What a simple, hearty and delicious soup this turned out to be. We love tortellini but I have never made soup with it. Usually I turn it into an Alfredo dish, but not this time! People get so focused on eating the same things over and over again that it’s nice when we fix something different like this Tortellini Soup! It was like two meals in one. First, the delicious five cheese tortellini followed by a delicious chicken based broth. This recipe makes enough for an entire family!
In a large stock pot, melt the butter and add the onion, celery, carrots and garlic.
Cook for 10 minutes over a medium heat, with a lid, stirring occasionally.
Add the chicken broth and water. Bring to a boil over medium heat.
Turn to a simmer and cook for 15 minutes with the lid on.
Add the herbs and tortellini and cook according to the package directions for the tortellini.
My tortellini said to boil for four minutes.
Sprinkle Parmesan Cheese on top and serve.
3 Tbl butter
1 clove garlic, finely chopped
2 medium celery stalks, washed and diced
1 medium carrot, peeled and diced
1 small onion, peeled and diced
1 carton 32 oz chicken broth
2 – 14 oz cans chicken broth
4 – 1/2 cups hot water
18 – 24 oz fresh cheese tortellini
1 Tbl dried parsley
1 tsp salt
1/2 tsp pepper
1/4 tsp ground nutmeg
1/4 cup parmesan cheese
In a large pot, melt butter over medium heat.
Add onions, garlic, carrots and celery.

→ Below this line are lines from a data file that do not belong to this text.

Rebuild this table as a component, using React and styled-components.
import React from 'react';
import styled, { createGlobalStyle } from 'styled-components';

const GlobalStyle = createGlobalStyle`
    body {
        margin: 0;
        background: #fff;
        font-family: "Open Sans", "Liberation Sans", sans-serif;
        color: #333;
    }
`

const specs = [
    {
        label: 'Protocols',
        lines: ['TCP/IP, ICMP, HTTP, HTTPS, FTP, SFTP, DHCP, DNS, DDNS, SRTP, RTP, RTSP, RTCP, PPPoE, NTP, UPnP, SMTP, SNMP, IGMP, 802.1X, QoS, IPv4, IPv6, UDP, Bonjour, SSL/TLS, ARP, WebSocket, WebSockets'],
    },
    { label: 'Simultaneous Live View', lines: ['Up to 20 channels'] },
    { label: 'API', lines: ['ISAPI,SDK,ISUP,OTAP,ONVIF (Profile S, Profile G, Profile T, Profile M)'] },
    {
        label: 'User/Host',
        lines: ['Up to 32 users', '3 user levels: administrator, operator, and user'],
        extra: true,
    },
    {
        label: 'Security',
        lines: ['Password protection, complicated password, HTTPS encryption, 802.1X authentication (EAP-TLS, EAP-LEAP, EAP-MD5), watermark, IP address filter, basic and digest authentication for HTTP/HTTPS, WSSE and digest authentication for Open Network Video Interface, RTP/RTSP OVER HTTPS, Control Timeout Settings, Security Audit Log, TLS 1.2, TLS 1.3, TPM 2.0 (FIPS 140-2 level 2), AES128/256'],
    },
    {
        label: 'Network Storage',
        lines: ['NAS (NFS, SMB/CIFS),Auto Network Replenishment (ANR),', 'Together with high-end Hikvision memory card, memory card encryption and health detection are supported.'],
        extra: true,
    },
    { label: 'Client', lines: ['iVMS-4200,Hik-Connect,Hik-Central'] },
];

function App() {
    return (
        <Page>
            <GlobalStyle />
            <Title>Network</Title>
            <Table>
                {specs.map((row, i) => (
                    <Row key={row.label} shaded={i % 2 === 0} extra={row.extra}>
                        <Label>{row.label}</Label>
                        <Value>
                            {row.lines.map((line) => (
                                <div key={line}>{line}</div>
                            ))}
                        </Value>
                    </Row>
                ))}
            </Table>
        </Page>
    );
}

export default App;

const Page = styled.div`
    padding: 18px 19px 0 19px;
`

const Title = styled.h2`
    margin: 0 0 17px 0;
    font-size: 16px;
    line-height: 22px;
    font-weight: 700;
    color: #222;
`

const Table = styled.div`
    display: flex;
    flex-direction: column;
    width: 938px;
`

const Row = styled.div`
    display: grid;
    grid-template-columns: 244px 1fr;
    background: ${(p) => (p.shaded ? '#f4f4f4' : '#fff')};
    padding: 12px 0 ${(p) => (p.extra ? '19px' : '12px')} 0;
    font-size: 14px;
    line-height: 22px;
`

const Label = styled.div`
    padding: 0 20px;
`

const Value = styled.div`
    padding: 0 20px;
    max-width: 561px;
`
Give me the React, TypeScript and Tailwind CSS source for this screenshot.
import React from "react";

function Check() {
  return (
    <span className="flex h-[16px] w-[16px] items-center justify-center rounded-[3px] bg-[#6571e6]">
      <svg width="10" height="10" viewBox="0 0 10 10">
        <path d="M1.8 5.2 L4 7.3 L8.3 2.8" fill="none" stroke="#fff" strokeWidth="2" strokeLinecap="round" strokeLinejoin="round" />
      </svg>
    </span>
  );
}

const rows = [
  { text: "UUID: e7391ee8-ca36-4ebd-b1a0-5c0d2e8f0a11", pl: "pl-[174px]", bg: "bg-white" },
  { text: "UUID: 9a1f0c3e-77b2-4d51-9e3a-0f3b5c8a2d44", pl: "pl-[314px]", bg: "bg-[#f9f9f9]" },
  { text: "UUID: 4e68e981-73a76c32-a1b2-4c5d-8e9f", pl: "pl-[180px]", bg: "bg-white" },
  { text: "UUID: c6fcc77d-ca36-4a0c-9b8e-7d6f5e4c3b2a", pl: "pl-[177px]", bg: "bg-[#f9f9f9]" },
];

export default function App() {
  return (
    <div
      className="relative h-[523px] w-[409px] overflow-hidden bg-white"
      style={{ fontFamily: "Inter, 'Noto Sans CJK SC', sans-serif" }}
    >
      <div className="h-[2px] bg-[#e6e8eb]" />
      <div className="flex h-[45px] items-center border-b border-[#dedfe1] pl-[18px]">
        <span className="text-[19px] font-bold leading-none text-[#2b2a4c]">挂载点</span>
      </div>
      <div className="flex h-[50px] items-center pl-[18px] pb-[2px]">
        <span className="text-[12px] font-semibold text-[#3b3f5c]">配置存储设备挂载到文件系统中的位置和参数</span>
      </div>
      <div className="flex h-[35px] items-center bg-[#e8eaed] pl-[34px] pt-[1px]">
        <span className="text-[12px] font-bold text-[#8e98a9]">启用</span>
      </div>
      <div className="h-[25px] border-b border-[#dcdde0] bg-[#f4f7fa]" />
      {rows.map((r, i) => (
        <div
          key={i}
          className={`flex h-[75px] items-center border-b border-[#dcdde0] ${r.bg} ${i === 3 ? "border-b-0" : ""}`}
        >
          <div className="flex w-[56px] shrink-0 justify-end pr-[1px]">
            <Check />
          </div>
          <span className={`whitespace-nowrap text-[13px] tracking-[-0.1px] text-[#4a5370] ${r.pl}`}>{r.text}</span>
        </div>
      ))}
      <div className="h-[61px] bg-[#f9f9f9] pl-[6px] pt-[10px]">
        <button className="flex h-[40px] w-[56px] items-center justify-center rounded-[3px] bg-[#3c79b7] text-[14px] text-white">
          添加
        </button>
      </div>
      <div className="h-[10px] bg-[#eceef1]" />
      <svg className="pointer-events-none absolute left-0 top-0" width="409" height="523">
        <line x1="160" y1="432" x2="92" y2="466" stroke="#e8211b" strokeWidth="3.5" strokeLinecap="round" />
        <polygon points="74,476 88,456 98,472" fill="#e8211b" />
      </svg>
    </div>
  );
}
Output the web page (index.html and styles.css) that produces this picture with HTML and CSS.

Cook on medium heat with a lid for 10 minutes stirring occasionally.
Sir in the chicken broth and water. With a lid, bring to a boil over medium heat. Reduce to a simmer and continue cooking with a lid for 15 minutes, stirring occasionally.
Add tortellini and the rest of the ingredients, except for the parmesan cheese. Cook for what ever time the tortellini package says to cook it. Mine said four minutes.
Ladle into bowls and top with parmesan cheese.